Zinc die casting mold cost ranges from $2,000 to $50,000 or more. A simple single-cavity mold for a small part starts at $2,000–$8,000. Medium-complexity molds with slides run $10,000–$30,000. Large multi-cavity precision molds can exceed $50,000. The mold is a one-time investment and typically lasts over 1,000,000 shots.
Is zinc die casting cheaper than aluminum die casting?
For small to medium precision parts at annual volumes above 100,000 pieces, zinc die casting is typically 15–30% cheaper than aluminum die casting in total cost per part. Zinc molds are less expensive, last 5–10 times longer, and hot-chamber cycle times are 2–4 times faster than aluminum cold-chamber casting. Aluminum becomes more cost-effective for large parts or applications where light weight is the priority.

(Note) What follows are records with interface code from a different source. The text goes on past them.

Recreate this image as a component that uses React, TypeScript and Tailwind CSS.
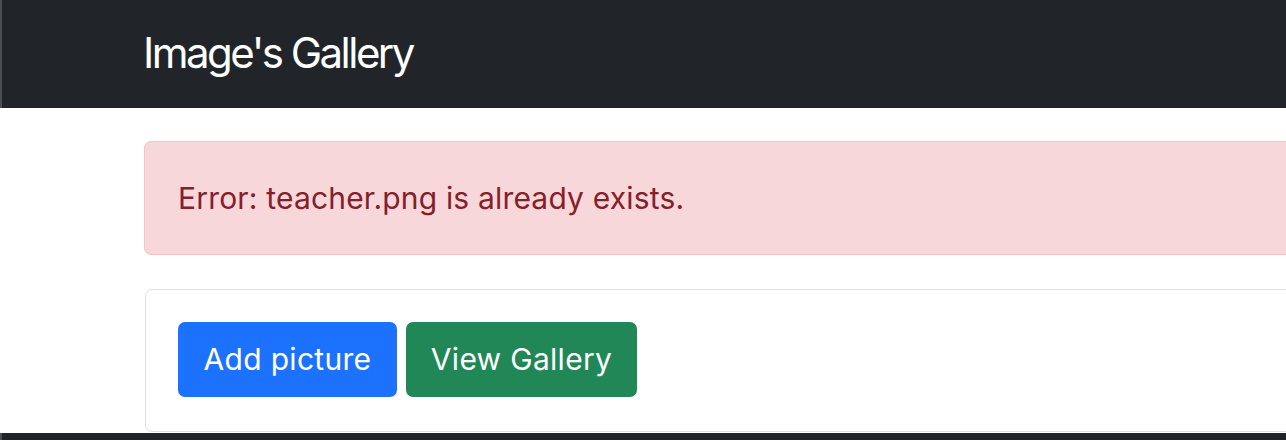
import React from 'react';

const font = { fontFamily: 'Inter, "Liberation Sans", sans-serif' };

export default function App() {
   return (
      <div className="w-[1286px] h-[440px] overflow-hidden bg-white flex flex-col" style={font}>
         <header className="h-[108px] shrink-0 bg-[#212529] border-l-2 border-[#4b4e52] flex items-center pb-[3px]">
            <div className="ml-[141px] text-[42px] leading-none text-white tracking-[-0.06em]">Image's Gallery</div>
         </header>

         <main className="ml-[144px] w-[1200px] shrink-0">
            <div className="mt-[33px] h-[114px] rounded-[7px] border border-[#f5c2c7] bg-[#f8d7da] pl-[33px] flex items-center">
               <p className="text-[30px] leading-[42px] text-[#842029] tracking-[0.006em]">Error: teacher.png is already exists.</p>
            </div>

            <div className="mt-[34px] h-[143px] ml-px rounded-[7px] border border-[#dfdfdf] flex items-start gap-[9px] pl-[32px] pt-[32px]">
               <button className="h-[75px] w-[219px] rounded-[7px] bg-[#1d72fd] text-white text-[30px] tracking-[0.01em]">Add picture</button>
               <button className="h-[75px] w-[231px] rounded-[7px] bg-[#218756] text-white text-[30px] tracking-[0.01em]">View Gallery</button>
            </div>
         </main>

         <div className="mt-px flex-1 bg-[#212529] border-l-2 border-[#4b4e52]" />
      </div>
   );
}
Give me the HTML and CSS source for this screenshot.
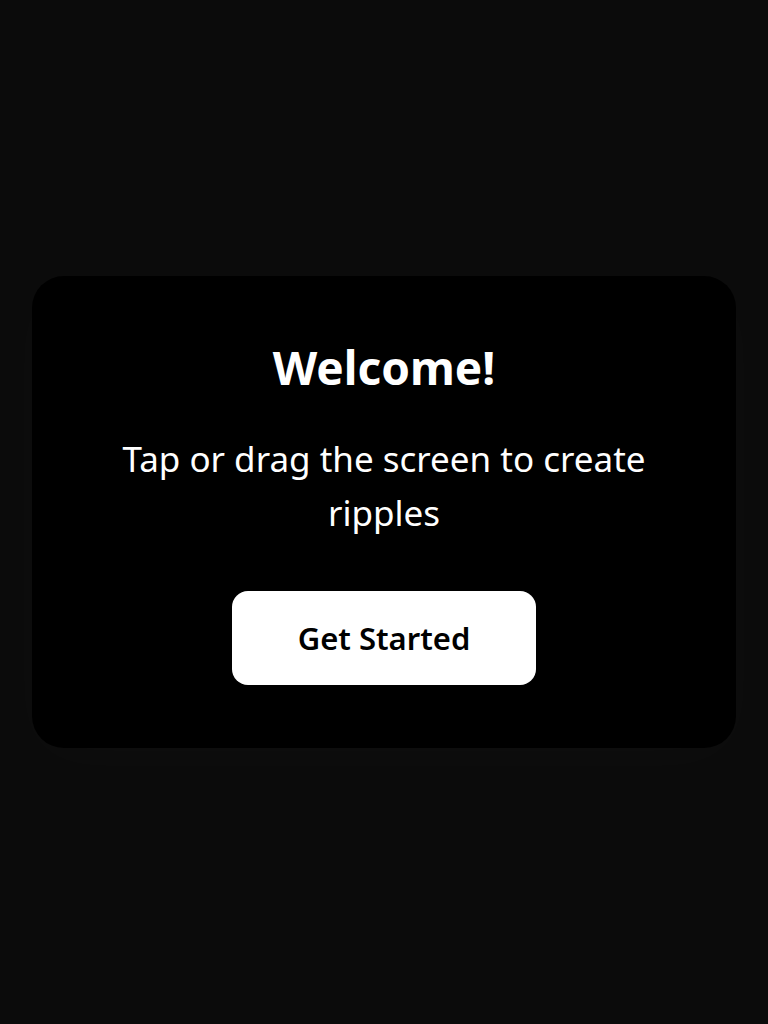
FILE: index.html
```html
<!DOCTYPE html>
<html lang="en">
<head>
<meta charset="utf-8">
<title>Welcome</title>
<link rel="stylesheet" href="styles.css">
</head>
<body>
<main class="screen">
  <section class="card">
    <h1 class="title">Welcome!</h1>
    <p class="text">Tap or drag the screen to create ripples</p>
    <button class="btn">Get Started</button>
  </section>
</main>
</body>
</html>
```
FILE: styles.css
```css
* { box-sizing: border-box; }
html, body { margin: 0; height: 100%; }
body {
  background: #0b0b0b;
  font-family: "Noto Sans", "Open Sans", sans-serif;
  color: #fff;
}
.screen {
  min-height: 100vh;
  display: flex;
  align-items: center;
  justify-content: center;
  padding: 0 32px;
}
.card {
  width: 100%;
  background: #000;
  border-radius: 32px;
  padding: 64px 64px 63px;
  display: flex;
  flex-direction: column;
  align-items: center;
  text-align: center;
  box-shadow: 0 10px 60px rgba(255,255,255,0.02);
}
.title {
  margin: 0;
  font-size: 46px;
  font-weight: 700;
  line-height: 1.2;
}
.text {
  margin: 37px 0 0;
  font-size: 35px;
  line-height: 54px;
  font-weight: 400;
}
.btn {
  margin-top: 51px;
  background: #fff;
  color: #000;
  border: 0;
  border-radius: 16px;
  padding: 0 66px;
  height: 94px;
  font-family: inherit;
  font-size: 31px;
  font-weight: 600;
}
```
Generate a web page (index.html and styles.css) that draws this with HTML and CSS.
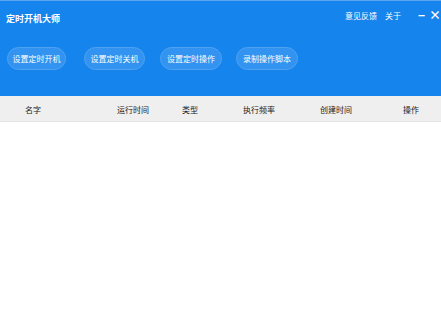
FILE: index.html
```html
<!DOCTYPE html>
<html lang="zh-CN">
<head>
<meta charset="utf-8">
<link rel="stylesheet" href="styles.css">
</head>
<body>
<div class="app">
  <header class="top">
    <div class="titlebar">
      <div class="title">定时开机大师</div>
      <div class="links">
        <span class="link">意见反馈</span>
        <span class="link">关于</span>
        <span class="win min">−</span>
        <span class="win close">×</span>
      </div>
    </div>
    <div class="toolbar">
      <button class="btn">设置定时开机</button>
      <button class="btn">设置定时关机</button>
      <button class="btn">设置定时操作</button>
      <button class="btn">录制操作脚本</button>
    </div>
  </header>
  <div class="thead">
    <span class="c c1">名字</span>
    <span class="c c2">运行时间</span>
    <span class="c c3">类型</span>
    <span class="c c4">执行频率</span>
    <span class="c c5">创建时间</span>
    <span class="c c6">操作</span>
  </div>
  <div class="tbody"></div>
</div>
</body>
</html>
```
FILE: styles.css
```css
* { box-sizing: border-box; }
html, body { margin: 0; padding: 0; }
body {
  width: 441px;
  height: 314px;
  overflow: hidden;
  background: #fff;
  font-family: "Noto Sans CJK SC", "Noto Sans", sans-serif;
}
.app { display: flex; flex-direction: column; height: 100%; }
.top {
  background: #1584ec;
  border-top: 1px solid #5aa6f2;
  height: 96px;
  display: flex;
  flex-direction: column;
}
.titlebar {
  display: flex;
  justify-content: space-between;
  align-items: center;
  height: 30px;
  padding: 0 0 0 6px;
}
.title {
  color: #fff;
  font-size: 9px;
  font-weight: bold;
  margin-top: 4px;
}
.links {
  display: flex;
  align-items: center;
  color: #fff;
  font-size: 8px;
  margin-top: -2px;
}
.link { margin-right: 8px; }
.link + .link { margin-right: 17px; }
.win { font-size: 12px; font-weight: bold; line-height: 1; }
.min { margin-right: 4px; }
.close { margin-right: 0; }
.toolbar {
  display: flex;
  padding: 16px 0 0 7px;
}
.btn {
  height: 23px;
  border-radius: 12px;
  border: 1px solid #4fa2f2;
  background: #3293f0;
  color: #fff;
  font-family: inherit;
  font-size: 8px;
  padding: 0 4px;
  width: 59px;
  white-space: nowrap;
}
.btn:nth-child(2) { margin-left: 18px; width: 61px; }
.btn:nth-child(3) { margin-left: 15px; width: 62px; }
.btn:nth-child(4) { margin-left: 14px; width: 62px; }
.thead {
  height: 26px;
  background: #efefef;
  border-bottom: 1px solid #e6e6e6;
  display: flex;
  align-items: center;
  font-size: 8px;
  color: #1a1a1a;
  padding-top: 1px;
}
.c { white-space: nowrap; }
.c1 { margin-left: 25px; }
.c2 { margin-left: 76px; }
.c3 { margin-left: 33px; }
.c4 { margin-left: 45px; }
.c5 { margin-left: 45px; }
.c6 { margin-left: 51px; }
.tbody { flex: 1; background: #fff; }
```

What is the price of zinc alloy per kg?
Zamak 3, the most widely used zinc die casting alloy, costs approximately $2.50–$3.50 per kilogram. Zamak 5 runs about 10–15% higher due to its copper content. Prices fluctuate with the London Metal Exchange (LME) zinc spot price and vary by order quantity.
How do I calculate the cost of a zinc die cast part?

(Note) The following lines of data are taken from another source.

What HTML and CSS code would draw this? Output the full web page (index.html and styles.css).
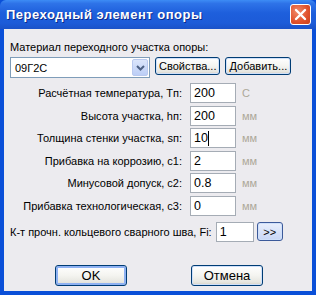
FILE: index.html
```html
<!DOCTYPE html>
<html lang="ru">
<head>
  <meta charset="UTF-8" />
  <title>Переходный элемент опоры</title>
  <link rel="stylesheet" href="styles.css">
</head>
<body>

<div class="window">
  <div class="titlebar">
    <span class="title">Переходный элемент опоры</span>
    <button class="close-btn">
      <svg width="13" height="13" viewBox="0 0 13 13">
        <path d="M2 2 L11 11 M11 2 L2 11" stroke="#fff" stroke-width="2.4" stroke-linecap="round"/>
      </svg>
    </button>
  </div>

  <div class="client">
    <div class="caption">Материал переходного участка опоры:</div>
    <div class="material-row">
      <div class="combo">
        <span class="combo-value">09Г2С</span>
        <span class="combo-arrow">
          <svg width="9" height="6" viewBox="0 0 9 6">
            <path d="M1 1 L4.5 4.5 L8 1" stroke="#4d6185" stroke-width="2" fill="none"/>
          </svg>
        </span>
      </div>
      <button class="btn small">Свойства...</button>
      <button class="btn small">Добавить...</button>
    </div>

    <div class="params">
      <div class="param">
        <label>Расчётная температура, Tп:</label>
        <div class="field">200</div>
        <span class="unit">С</span>
      </div>
      <div class="param">
        <label>Высота участка, hп:</label>
        <div class="field">200</div>
        <span class="unit">мм</span>
      </div>
      <div class="param">
        <label>Толщина стенки участка, sп:</label>
        <div class="field">10<span class="caret"></span></div>
        <span class="unit">мм</span>
      </div>
      <div class="param">
        <label>Прибавка на коррозию, c1:</label>
        <div class="field">2</div>
        <span class="unit">мм</span>
      </div>
      <div class="param">
        <label>Минусовой допуск, c2:</label>
        <div class="field">0.8</div>
        <span class="unit">мм</span>
      </div>
      <div class="param">
        <label>Прибавка технологическая, c3:</label>
        <div class="field">0</div>
        <span class="unit">мм</span>
      </div>
    </div>

    <div class="weld-row">
      <label>К-т прочн. кольцевого сварного шва, Fi:</label>
      <div class="field weld">1</div>
      <button class="btn more">&gt;&gt;</button>
    </div>

    <div class="actions">
      <button class="btn big default">OK</button>
      <button class="btn big">Отмена</button>
    </div>
  </div>
</div>

</body>
</html>
```

FILE: styles.css
```css
body {
  margin: 0;
  font-family: 'Liberation Sans', Arial, sans-serif;
  font-size: 11px;
  color: #000;
}

.window {
  width: 316px;
  height: 295px;
  box-sizing: border-box;
  background: #0a4fd8;
  display: flex;
  flex-direction: column;
  padding: 0 4px 4px;
}

.titlebar {
  height: 29px;
  flex: none;
  margin: 0 -4px;
  padding: 0 5px 0 6px;
  display: flex;
  align-items: center;
  justify-content: space-between;
  background: linear-gradient(#3d8cf5 0%, #2e73e8 12%, #1e5fdc 45%, #1c5bd8 80%, #1a52c8 100%);
  border-radius: 6px 6px 0 0;
}

.title {
  color: #fff;
  font-weight: bold;
  font-size: 13px;
  letter-spacing: 0.5px;
  text-shadow: 1px 1px 0 #0b2a8a;
}

.close-btn {
  width: 21px;
  height: 21px;
  padding: 0;
  border: 1px solid #fff;
  border-radius: 3px;
  background: radial-gradient(circle at 35% 35%, #f08a6a, #e0502a 60%, #c8401c);
  display: flex;
  align-items: center;
  justify-content: center;
}

.client {
  flex: 1;
  background: #ecebef;
  padding: 12px 6px 0 6px;
  display: flex;
  flex-direction: column;
}

.caption {
  height: 13px;
  line-height: 13px;
}

.material-row {
  display: flex;
  align-items: flex-start;
  margin-top: 3px;
}

.combo {
  width: 140px;
  height: 21px;
  box-sizing: border-box;
  border: 1px solid #7f9db9;
  background: #fff;
  display: flex;
  align-items: center;
  justify-content: space-between;
  padding: 1px;
}

.combo-value {
  padding-left: 3px;
}

.combo-arrow {
  width: 16px;
  height: 17px;
  box-sizing: border-box;
  border: 1px solid #b9c9ef;
  border-radius: 2px;
  background: linear-gradient(#dbe5fb, #bccef6);
  display: flex;
  align-items: center;
  justify-content: center;
}

.btn {
  font-family: 'Liberation Sans', Arial, sans-serif;
  font-size: 11px;
  color: #000;
  border: 1px solid #003c74;
  border-radius: 3px;
  background: linear-gradient(#ffffff, #f4f4f0 50%, #e6e6e0 85%, #d6d0c5);
  padding: 0;
  box-shadow: inset 0 0 0 1px #cfe0fa;
}

.btn.small {
  height: 18px;
  margin-left: 5px;
  padding: 0 3px;
}

.params {
  display: flex;
  flex-direction: column;
  gap: 2.5px;
  margin-top: 5px;
}

.param {
  display: flex;
  align-items: center;
  height: 20px;
}

.param label {
  width: 172px;
  text-align: right;
}

.field {
  height: 20px;
  box-sizing: border-box;
  border: 1px solid #a5acb5;
  background: #fff;
  font-size: 12.5px;
  line-height: 18px;
  padding-left: 3px;
  display: flex;
  align-items: center;
}

.param .field {
  width: 46px;
  margin-left: 8px;
}

.caret {
  display: inline-block;
  width: 1px;
  height: 15px;
  background: #000;
}

.unit {
  color: #aca899;
  margin-left: 6px;
}

.weld-row {
  display: flex;
  align-items: center;
  margin-top: 6px;
  height: 20px;
}

.field.weld {
  width: 38px;
  margin-left: 4px;
}

.btn.more {
  width: 26px;
  height: 19px;
  margin-left: 3px;
  background: linear-gradient(#e9effc, #c8d7f6);
  border-color: #3c5a9a;
}

.actions {
  display: flex;
  justify-content: space-between;
  padding: 0 43px 0 45px;
  margin-top: 23px;
}

.btn.big {
  width: 72px;
  height: 21px;
  font-size: 13px;
}

.btn.default {
  box-shadow: inset 0 0 0 2px #8eb1f2;
}
```
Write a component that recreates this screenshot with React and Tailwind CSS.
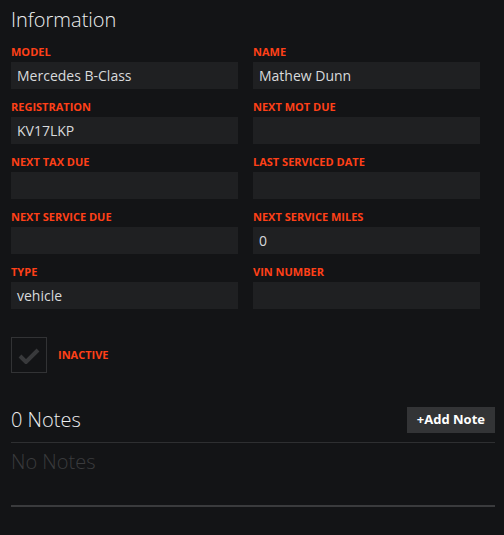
const fields = [
  ["Model", "Mercedes B-Class"],
  ["Name", "Mathew Dunn"],
  ["Registration", "KV17LKP"],
  ["Next MOT Due", ""],
  ["Next Tax Due", ""],
  ["Last Serviced Date", ""],
  ["Next Service Due", ""],
  ["Next Service Miles", "0"],
  ["Type", "vehicle"],
  ["VIN Number", ""],
];

const Field = ({ label, value }) => (
  <div className="pr-[15px] mb-[10px]">
    <div className="h-[15px] leading-[15px] text-[11px] font-bold uppercase text-[#ff4018]">
      {label}
    </div>
    <div className="mt-[3px] h-[27px] bg-[#1f2022] px-[6px] flex items-center text-[14px] text-[#d8dadc]">
      {value}
    </div>
  </div>
);

export default function App() {
  return (
    <div
      className="min-h-[535px] bg-[#131416] pl-[11px] pr-[9px] pt-[6px]"
      style={{ fontFamily: '"Open Sans", sans-serif' }}
    >
      <h2 className="h-[28px] leading-[28px] text-[20px] font-light text-[#eceeef]">
        Information
      </h2>

      <div className="mt-[10px] grid grid-cols-2">
        {fields.map(([label, value]) => (
          <Field key={label} label={label} value={value} />
        ))}
      </div>

      {/* Inactive toggle */}
      <div className="mt-[18px] flex items-center gap-[11px]">
        <div className="w-[36px] h-[36px] border border-[#323335] flex items-center justify-center">
          <svg width="22" height="17" viewBox="0 0 22 17">
            <path
              d="M2 9 L8 15 L20 3"
              fill="none"
              stroke="#38393b"
              strokeWidth="4"
            />
          </svg>
        </div>
        <span className="text-[11px] font-bold uppercase text-[#ff4018]">Inactive</span>
      </div>

      {/* Notes */}
      <div className="mt-[34px] flex items-center justify-between">
        <h3 className="text-[20px] font-light text-[#eceeef] leading-[26px]">0 Notes</h3>
        <button className="h-[26px] px-[10px] bg-[#333436] text-white text-[13px] font-bold">
          +Add Note
        </button>
      </div>
      <div className="mt-[9px] border-t border-[#2e2f31]" />
      <div className="mt-[6px] text-[20px] font-light text-[#3a3b3d] leading-[26px]">
        No Notes
      </div>
      <div className="mt-[30px] border-t-2 border-[#3a3b3d]" />
    </div>
  );
}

Use this simplified formula: unit cost = (mold cost ÷ total production volume) + (part weight × alloy price per kg ÷ material utilization rate) + (machine hourly rate ÷ parts produced per hour) + post-processing cost per part. For an accurate quote, provide your supplier with part drawings, material specification, surface treatment requirements, and estimated annual volume.
What is the minimum order quantity for zinc die casting?
Minimum order quantity varies by supplier. At Meituo, we support flexible arrangements from sample orders through annual volume programs. There is no hard minimum quantity requirement, though unit cost decreases significantly at higher volumes due to tooling amortization.
Can zinc be die cast?
Yes. Zinc is one of the most suitable metals for die casting. Its low melting point (around 400°C), excellent fluidity, and high dimensional stability make it ideal for hot-chamber pressure die casting. Zinc die casting achieves tighter tolerances, thinner walls, and longer mold life than aluminum or magnesium die casting.